Linus Torvalds torvalds@linux-foundation.org wrote:
On Tue, 17 Oct 2023 at 02:08, Jeff Xu jeffxu@google.com wrote:
It is probably worth noting that I choose to check one and only one sealing type per syscall. i.e. munmap(2) checks MM_SEAL_MUNMAP only.
Yeah, this is wrong.
It's wrong exactly because other system calls will unmap things too.
Using mmap() to over-map something will unmap the old one.
Same goes for mremap() to move over an existing mapping.
So the whole "do things by the name of the system call" is not workable.
All that matters is what the system calls *do*, not what their name is.
I agree completely...
mseal() is a clone of mimmutable(2), but with an extremely over-complicated API based upon dubious arguments.
I designed mimmutable(2) [1] in OpenBSD, it took about a year to get all the components working correctly. There were many intermediate API during development, but in the end the API is simply:
int mimmutable(void *addr, size_t len);
The kernel code for mimmutable() traverses the specified VA range. In that range, it will find unmapped sub-regions (which are are ignored) and mapped sub-regions. For these mapped regions, it does not care what the permissions are, it just marks each sub-region as immutable.
Later on, when any VM operation request upon a VA range attempts to (1) change the permissions (2) to re-map on top (3) or dispose of the mapping, that operation is refused with errno EPERM. We don't care where the request comes from (ie. what system call). It is a behaviour of the VM system, when asked to act upon a VA sub-range mapping.
Very simple semantics.
The only case where the immutable marker is ignored is during address space teardown as a result of process termination.
In his submission of this API, Jeff Xu makes three claims I find dubious;
Also, Chrome wants to adopt this feature for their CFI work [2] and this patchset has been designed to be compatible with the Chrome use case.
I specifically designed mimmutable(2) with chrome in mind, and the chrome binary running on OpenBSD is full of immutable mappings. All the library regions automatically become immutable because ld.so can infer it and do the mimmutable calls for the right subregions.
So this chrome work has already been done by OpenBSD, and it is dead simple. During early development I thought mimmutable(2) would be called by applications or libraries, but I was dead wrong: 99.9% of calls are from ld.so, and no applications need to call it, these are the two exceptions:
In OpenBSD, mimmutable() is used in libc malloc() to lock-down some data structures at initialization time, so they canoot be attacked to create an invariant for use in ROP return-to-libc style methods.

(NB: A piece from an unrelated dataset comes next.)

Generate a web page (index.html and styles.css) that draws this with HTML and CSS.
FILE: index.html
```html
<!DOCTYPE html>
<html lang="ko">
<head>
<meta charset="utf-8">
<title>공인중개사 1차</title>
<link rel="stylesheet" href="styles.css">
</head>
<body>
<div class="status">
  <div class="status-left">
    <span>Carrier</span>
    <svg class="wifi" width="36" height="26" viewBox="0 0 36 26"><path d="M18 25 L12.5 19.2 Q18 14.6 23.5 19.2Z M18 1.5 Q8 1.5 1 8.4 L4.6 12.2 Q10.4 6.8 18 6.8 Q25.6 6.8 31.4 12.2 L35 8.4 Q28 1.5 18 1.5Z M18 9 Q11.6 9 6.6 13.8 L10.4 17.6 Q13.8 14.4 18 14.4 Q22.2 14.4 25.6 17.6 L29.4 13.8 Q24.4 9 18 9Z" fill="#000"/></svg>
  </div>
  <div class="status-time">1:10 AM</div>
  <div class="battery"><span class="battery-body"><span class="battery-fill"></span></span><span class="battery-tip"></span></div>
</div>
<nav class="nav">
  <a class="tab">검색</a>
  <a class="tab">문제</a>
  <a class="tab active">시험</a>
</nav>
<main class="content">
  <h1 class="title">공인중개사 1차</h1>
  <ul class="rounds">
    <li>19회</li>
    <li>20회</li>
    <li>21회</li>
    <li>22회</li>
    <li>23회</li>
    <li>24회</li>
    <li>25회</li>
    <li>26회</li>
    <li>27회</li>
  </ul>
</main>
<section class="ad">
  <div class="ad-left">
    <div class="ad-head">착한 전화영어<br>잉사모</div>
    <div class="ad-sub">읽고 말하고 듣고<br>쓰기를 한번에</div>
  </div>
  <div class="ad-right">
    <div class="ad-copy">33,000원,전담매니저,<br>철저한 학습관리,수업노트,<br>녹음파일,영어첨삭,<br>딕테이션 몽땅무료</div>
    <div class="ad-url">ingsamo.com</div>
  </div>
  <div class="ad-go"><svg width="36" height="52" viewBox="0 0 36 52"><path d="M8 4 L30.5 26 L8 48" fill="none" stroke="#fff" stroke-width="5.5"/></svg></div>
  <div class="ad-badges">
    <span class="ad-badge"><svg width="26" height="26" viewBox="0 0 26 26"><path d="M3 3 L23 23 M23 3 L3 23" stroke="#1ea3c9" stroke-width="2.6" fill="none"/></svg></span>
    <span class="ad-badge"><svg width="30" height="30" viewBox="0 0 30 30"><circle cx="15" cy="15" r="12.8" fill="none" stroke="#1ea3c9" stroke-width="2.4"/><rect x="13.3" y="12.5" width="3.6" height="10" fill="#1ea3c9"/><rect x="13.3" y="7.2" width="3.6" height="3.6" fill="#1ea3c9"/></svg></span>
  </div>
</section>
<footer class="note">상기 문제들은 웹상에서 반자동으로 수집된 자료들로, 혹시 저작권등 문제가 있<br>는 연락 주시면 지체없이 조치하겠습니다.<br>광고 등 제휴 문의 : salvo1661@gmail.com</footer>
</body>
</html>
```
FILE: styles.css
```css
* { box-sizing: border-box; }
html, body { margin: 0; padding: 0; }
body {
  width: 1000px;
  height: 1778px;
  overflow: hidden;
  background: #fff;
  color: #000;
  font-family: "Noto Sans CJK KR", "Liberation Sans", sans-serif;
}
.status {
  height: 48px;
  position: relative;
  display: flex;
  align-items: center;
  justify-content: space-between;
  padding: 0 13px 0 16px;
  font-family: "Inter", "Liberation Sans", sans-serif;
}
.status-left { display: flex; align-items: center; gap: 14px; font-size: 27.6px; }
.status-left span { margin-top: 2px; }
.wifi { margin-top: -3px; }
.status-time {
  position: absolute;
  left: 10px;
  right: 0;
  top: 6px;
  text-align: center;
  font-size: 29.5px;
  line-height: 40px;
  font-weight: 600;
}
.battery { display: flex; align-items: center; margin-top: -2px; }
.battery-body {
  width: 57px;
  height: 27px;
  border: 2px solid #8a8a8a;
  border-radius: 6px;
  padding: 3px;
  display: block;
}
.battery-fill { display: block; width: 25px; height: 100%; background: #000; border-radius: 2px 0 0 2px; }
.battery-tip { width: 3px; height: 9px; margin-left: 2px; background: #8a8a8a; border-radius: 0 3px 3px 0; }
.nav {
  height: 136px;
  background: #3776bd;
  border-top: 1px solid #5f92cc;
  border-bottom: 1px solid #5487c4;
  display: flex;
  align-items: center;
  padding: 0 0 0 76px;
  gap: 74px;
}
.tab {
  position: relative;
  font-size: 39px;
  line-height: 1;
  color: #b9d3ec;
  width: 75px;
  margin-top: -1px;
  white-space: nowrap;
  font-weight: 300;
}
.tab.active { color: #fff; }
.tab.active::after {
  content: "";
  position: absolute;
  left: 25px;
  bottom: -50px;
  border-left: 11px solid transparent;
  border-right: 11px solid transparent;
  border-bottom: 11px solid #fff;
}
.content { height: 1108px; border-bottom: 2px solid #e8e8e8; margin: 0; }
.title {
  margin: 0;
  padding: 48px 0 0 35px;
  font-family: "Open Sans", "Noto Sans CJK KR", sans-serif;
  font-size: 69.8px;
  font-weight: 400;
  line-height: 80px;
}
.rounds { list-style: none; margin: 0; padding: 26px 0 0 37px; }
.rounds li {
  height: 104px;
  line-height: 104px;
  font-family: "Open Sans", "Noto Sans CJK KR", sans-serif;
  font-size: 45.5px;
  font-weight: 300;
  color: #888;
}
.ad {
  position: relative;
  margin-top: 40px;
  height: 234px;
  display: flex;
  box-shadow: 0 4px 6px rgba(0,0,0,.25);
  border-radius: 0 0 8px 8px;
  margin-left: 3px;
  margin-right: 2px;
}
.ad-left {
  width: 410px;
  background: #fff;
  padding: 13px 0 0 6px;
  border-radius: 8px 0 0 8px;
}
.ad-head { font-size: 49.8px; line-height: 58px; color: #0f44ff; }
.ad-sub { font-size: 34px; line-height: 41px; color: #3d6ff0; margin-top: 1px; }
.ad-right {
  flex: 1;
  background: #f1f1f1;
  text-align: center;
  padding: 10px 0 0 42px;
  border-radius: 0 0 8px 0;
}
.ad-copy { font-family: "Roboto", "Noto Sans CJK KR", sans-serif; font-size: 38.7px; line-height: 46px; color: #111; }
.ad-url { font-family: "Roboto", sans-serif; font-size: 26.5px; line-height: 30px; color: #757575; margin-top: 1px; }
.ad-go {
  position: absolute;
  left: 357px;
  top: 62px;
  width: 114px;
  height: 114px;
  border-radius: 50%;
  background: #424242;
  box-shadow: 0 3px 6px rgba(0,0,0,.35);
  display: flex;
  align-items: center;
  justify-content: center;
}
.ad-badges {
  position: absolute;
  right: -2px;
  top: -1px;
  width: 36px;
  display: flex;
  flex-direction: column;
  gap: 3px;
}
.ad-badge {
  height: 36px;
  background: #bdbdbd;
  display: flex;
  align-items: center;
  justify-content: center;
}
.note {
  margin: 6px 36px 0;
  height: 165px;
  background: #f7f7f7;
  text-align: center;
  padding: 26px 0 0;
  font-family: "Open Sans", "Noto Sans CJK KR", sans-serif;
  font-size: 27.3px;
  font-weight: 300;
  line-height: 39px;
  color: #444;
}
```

In Chrome, there is a v8_flags variable rounded out to a full page, and placed in .data. Chrome initialized this variable, and wants to mprotect PROT_READ, but .data has been made immutable by ld.so. So we force this page into a new ELF section called "openbsd.mutable" which also behaves RW like .data. Where chrome does the mprotect PROT_READ, it now also performs mimmutable() on that page.

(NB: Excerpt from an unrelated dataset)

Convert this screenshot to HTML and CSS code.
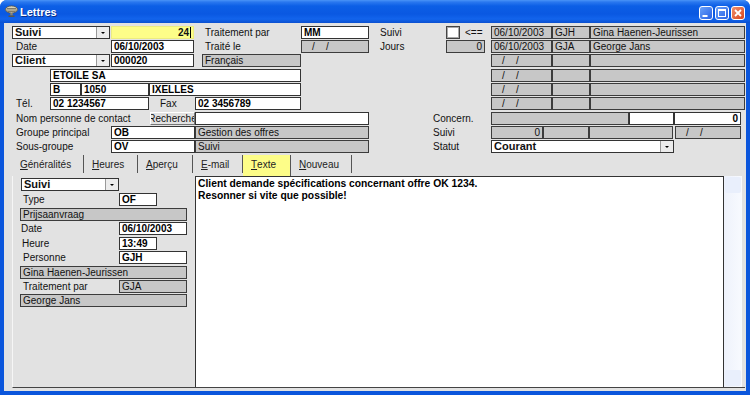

Having a seal type per syscall type helps to add the feature incrementally.
Yet, somehow OpenBSD didn't do it per syscall, and we managed to make our entire base operating system and 10,000+ applications automatically receive the benefits. In one year's effort. The only application which cared about it was chrome, described in the previous paragraph.
I think Jeff's idea here is super dangerous. What will actually happen is people will add a few mseal() sub-operations and think the job is done. It isn't done. They need all the mseal() requests, or the mapping are not safe.
It is very counterproductive to provide developers a complex API that has insecure suboperations.
Applications also know exactly what is sealed.
Actually applicatins won't know because there is no tooling to inspect this -- but I will argue further that applications don't need to know. Immutable marking is a system decision, not a program decision.
I'll close by asking for a new look at the mimmutable(2) API we settled on for OpenBSD. I think there is nothing wrong with it. I'm willing to help guide glibc / ld.so / musl teams through the problems they may find along the way, I know where the skeletons are buried. Two in particular: -znow RELRO already today, and xonly-text in the future.